▶ _Written problem_
Leave the pictures out and retype the lines from the beginning through the line with "1L11 11M11 1L1", both ends included.

━━━━━━━━━━━━━━━━━━━━━━━━━━━━━━

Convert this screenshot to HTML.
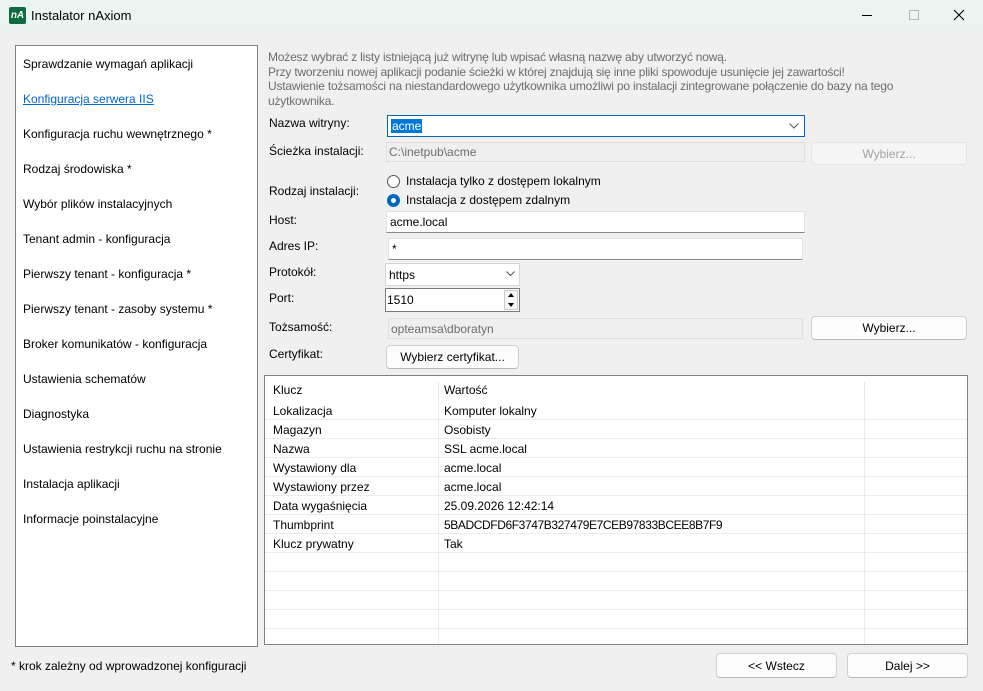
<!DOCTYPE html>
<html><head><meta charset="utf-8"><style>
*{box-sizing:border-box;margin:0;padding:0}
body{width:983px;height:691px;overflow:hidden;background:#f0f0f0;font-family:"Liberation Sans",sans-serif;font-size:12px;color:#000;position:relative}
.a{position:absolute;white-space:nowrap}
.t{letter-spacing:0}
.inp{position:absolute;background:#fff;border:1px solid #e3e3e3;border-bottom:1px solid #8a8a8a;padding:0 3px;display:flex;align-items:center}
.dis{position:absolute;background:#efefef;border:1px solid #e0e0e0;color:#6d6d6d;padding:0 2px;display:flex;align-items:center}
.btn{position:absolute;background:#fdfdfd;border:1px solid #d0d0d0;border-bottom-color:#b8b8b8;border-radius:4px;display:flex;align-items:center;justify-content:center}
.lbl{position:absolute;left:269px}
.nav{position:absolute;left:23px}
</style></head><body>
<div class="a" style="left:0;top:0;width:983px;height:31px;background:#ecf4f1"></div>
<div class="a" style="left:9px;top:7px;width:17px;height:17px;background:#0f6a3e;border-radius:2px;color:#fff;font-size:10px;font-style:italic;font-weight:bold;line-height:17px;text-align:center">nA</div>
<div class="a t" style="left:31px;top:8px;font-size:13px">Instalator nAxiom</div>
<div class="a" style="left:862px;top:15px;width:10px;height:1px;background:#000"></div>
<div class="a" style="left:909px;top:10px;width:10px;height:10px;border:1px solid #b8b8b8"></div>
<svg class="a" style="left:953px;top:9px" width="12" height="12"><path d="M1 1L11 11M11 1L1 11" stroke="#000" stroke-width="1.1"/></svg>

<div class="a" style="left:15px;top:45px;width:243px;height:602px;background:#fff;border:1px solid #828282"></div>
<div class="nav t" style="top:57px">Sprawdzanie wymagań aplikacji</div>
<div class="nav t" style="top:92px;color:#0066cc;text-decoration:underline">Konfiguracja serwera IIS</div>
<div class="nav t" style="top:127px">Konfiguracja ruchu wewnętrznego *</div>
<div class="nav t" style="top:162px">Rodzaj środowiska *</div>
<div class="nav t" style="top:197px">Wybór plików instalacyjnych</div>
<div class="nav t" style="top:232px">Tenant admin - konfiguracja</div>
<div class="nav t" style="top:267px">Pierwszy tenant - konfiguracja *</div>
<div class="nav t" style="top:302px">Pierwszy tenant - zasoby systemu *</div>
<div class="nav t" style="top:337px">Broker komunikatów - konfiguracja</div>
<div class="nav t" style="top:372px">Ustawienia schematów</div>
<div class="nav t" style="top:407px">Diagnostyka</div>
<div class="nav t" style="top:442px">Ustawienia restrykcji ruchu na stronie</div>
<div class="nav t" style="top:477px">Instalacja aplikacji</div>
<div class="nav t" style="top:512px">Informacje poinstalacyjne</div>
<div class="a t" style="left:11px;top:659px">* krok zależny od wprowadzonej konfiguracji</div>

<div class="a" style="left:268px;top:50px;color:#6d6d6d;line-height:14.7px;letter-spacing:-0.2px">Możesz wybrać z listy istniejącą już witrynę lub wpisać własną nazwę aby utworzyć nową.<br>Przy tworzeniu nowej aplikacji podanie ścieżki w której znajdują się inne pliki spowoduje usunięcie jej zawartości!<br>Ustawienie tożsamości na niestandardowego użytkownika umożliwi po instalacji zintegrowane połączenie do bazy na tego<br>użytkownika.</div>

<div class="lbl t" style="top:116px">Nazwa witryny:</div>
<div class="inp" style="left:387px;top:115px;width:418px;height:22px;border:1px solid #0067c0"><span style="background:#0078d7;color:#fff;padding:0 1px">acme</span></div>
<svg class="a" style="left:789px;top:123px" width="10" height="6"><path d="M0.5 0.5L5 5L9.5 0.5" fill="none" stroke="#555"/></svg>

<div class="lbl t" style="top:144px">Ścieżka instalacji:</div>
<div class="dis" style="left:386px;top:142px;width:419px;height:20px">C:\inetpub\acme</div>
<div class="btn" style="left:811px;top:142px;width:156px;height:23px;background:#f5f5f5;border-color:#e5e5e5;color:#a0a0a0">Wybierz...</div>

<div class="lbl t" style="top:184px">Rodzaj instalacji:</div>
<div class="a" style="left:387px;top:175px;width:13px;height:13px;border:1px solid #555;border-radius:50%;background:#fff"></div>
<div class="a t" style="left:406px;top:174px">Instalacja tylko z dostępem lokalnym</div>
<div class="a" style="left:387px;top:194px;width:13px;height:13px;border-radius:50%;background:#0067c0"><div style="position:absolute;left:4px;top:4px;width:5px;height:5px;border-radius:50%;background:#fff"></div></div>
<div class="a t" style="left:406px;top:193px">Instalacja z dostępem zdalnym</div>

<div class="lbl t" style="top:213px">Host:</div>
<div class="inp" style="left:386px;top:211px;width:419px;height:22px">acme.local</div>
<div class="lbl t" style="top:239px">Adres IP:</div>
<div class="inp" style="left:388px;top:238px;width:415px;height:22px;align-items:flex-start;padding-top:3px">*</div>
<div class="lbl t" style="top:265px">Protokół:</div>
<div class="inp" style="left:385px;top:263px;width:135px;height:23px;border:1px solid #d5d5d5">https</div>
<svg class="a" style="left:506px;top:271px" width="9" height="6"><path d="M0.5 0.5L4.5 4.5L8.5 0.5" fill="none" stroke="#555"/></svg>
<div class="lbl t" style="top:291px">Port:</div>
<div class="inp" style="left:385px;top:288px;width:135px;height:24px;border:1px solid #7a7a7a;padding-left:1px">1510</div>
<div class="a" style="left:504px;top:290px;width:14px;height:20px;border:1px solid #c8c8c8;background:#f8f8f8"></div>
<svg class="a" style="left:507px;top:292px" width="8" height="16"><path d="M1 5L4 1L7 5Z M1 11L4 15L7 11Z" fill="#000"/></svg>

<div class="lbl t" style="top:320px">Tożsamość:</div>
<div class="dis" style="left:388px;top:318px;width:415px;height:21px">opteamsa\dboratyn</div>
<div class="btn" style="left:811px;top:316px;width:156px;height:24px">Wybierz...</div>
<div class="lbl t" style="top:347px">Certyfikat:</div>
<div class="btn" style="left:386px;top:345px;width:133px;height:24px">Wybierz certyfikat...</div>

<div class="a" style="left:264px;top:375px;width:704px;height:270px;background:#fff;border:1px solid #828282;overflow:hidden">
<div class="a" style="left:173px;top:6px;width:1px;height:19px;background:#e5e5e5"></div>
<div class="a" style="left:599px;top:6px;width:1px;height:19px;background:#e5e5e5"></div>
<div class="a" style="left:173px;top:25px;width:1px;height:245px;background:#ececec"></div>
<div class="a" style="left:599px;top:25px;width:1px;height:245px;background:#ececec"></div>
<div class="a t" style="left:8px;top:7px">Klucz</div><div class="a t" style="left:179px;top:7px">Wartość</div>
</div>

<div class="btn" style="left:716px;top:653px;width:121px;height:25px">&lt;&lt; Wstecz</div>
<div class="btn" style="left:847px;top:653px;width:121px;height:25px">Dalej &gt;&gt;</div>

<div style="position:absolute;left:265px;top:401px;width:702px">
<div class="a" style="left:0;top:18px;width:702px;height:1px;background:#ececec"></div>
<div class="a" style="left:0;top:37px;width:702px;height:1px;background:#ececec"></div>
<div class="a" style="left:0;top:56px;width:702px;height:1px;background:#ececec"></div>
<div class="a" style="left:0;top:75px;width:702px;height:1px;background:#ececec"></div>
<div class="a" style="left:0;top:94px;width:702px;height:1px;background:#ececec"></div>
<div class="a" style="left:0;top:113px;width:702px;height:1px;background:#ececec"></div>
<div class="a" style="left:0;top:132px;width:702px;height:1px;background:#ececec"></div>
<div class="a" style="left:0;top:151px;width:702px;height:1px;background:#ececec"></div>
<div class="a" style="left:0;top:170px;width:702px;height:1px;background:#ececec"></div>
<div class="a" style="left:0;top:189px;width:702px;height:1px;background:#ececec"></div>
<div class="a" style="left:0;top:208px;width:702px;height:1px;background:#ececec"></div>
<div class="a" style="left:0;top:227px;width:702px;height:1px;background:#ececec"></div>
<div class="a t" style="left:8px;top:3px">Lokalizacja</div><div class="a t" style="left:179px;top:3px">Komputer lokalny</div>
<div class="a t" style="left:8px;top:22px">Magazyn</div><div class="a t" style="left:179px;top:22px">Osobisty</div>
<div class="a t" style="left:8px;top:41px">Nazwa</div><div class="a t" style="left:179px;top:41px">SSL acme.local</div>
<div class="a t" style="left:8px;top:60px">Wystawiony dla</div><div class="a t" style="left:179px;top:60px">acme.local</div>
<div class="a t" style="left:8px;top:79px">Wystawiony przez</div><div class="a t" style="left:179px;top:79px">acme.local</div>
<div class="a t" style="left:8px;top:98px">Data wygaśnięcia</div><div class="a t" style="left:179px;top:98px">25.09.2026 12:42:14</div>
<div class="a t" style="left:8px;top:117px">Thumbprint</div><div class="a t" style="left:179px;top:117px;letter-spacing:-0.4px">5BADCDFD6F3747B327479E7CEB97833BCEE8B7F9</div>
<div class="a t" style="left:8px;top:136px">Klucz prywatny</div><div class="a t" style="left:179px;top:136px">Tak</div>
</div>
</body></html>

━━━━━━━━━━━━━━━━━━━━━━━━━━━━━━

▶ _Written solution_
Convert this screenshot to HTML.
<!DOCTYPE html>
<html><head><meta charset="utf-8"><style>
*{box-sizing:border-box;margin:0;padding:0}
body{width:983px;height:691px;overflow:hidden;background:#f0f0f0;font-family:"Liberation Sans",sans-serif;font-size:12px;color:#000;position:relative}
.a{position:absolute;white-space:nowrap}
.t{letter-spacing:0}
.inp{position:absolute;background:#fff;border:1px solid #e3e3e3;border-bottom:1px solid #8a8a8a;padding:0 3px;display:flex;align-items:center}
.dis{position:absolute;background:#efefef;border:1px solid #e0e0e0;color:#6d6d6d;padding:0 2px;display:flex;align-items:center}
.btn{position:absolute;background:#fdfdfd;border:1px solid #d0d0d0;border-bottom-color:#b8b8b8;border-radius:4px;display:flex;align-items:center;justify-content:center}
.lbl{position:absolute;left:269px}
.nav{position:absolute;left:23px}
</style></head><body>
<div class="a" style="left:0;top:0;width:983px;height:31px;background:#ecf4f1"></div>
<div class="a" style="left:9px;top:7px;width:17px;height:17px;background:#0f6a3e;border-radius:2px;color:#fff;font-size:10px;font-style:italic;font-weight:bold;line-height:17px;text-align:center">nA</div>
<div class="a t" style="left:31px;top:8px;font-size:13px">Instalator nAxiom</div>
<div class="a" style="left:862px;top:15px;width:10px;height:1px;background:#000"></div>
<div class="a" style="left:909px;top:10px;width:10px;height:10px;border:1px solid #b8b8b8"></div>
<svg class="a" style="left:953px;top:9px" width="12" height="12"><path d="M1 1L11 11M11 1L1 11" stroke="#000" stroke-width="1.1"/></svg>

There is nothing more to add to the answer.